I went to New Orleans to photograph Mardi Gras as part of a Workshop organized by Andy Levin, an incredible photographer who lives in New Orleans. The first impression I got from New Orleans is that it's a busy place. The second thing I noticed was the Architecture.
Every house is different. The culture is well reflected on every building you see here. The diversity is trully admirable. In short, New Orleans is beautiful.
This is lake Pontchartrain. Right off the French Quarter.
I started off photographing the parades. It's incredible how many beads paraders buy and store on their floats.
The Flambeaux carriers were incredibly fun to shoot.
Flambeaux carriers carry torches mounted on wooden poles backed by a sheet of alumnium to reflect light (Flambeaux), wait for the parade to start while carrying gas tanks on their backs (pictured Above); which to me, seems very dangerous.
They dance to the rythm of the bands playing right in front of them while the crowd throws money at them.
The floats themselves are interesting to look at, but I wasn't really interested in the crazyness and chaos of Mardi Gras.
I was more interested in making sense out of the chaos of it all.
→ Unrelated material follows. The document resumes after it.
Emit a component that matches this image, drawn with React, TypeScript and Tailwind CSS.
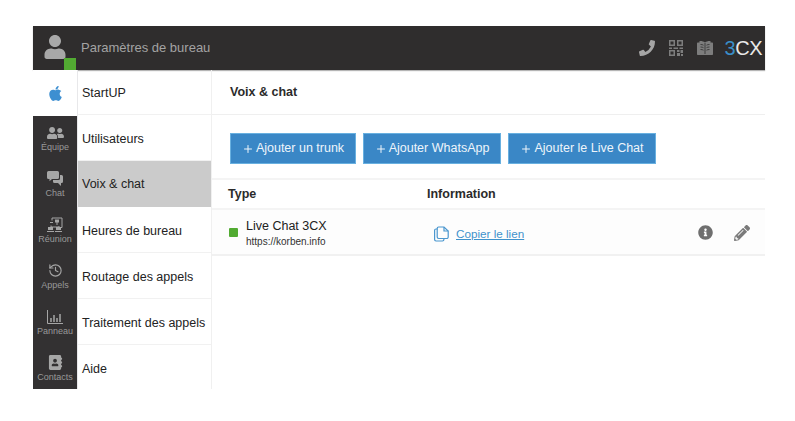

I was trying to find personalities and quiet moments amidst the cachophony.
Thankfully, among the noise and the continuous gifting of beads...
... I was still able to find moments where people would show their personalities; if even for just a second.
I did notice a difference between how the younger and older generation reacted towards Mardi Gras. It seemed like the older they got the less they enjoyed the parades and the more they enjoyed the company of their friends.
I also went to an area where some of the local gangs spent time during Mardi Gras and witnessed some very interesting sights. There were around ten or so men riding their bikes showing off their skills at painting their gang's territory on the ground with skid marks.
I also ran into one of the big chiefs and the little chief, his son. African American men dress in very elaborate and ornamented costumes with feathers and colors and parade up and down Caiborne Avenue.
One more thing I loved about New Orleans is the music and the people who play it.
Of course, I couldn't escape Mardi Gras. The noise caught up to me.
And then it got crazier.
But even then I was able to find those quiet moments that made it worth sticking around.
And well, after the party...
Every morning, however, you would walk down the street and never believe anything happened the night before. That's because the city leaves the streets impecable.
All in all I had a great time. I met some wonderful people and photographers. And I found a new love, New Orleans.
.. oh yeah... I also got pepper sprayed.
The story? well, an unofficial parade, Parade of Eris, got broken up by NOPD and some people weren't very happy. And things got a bit out of control.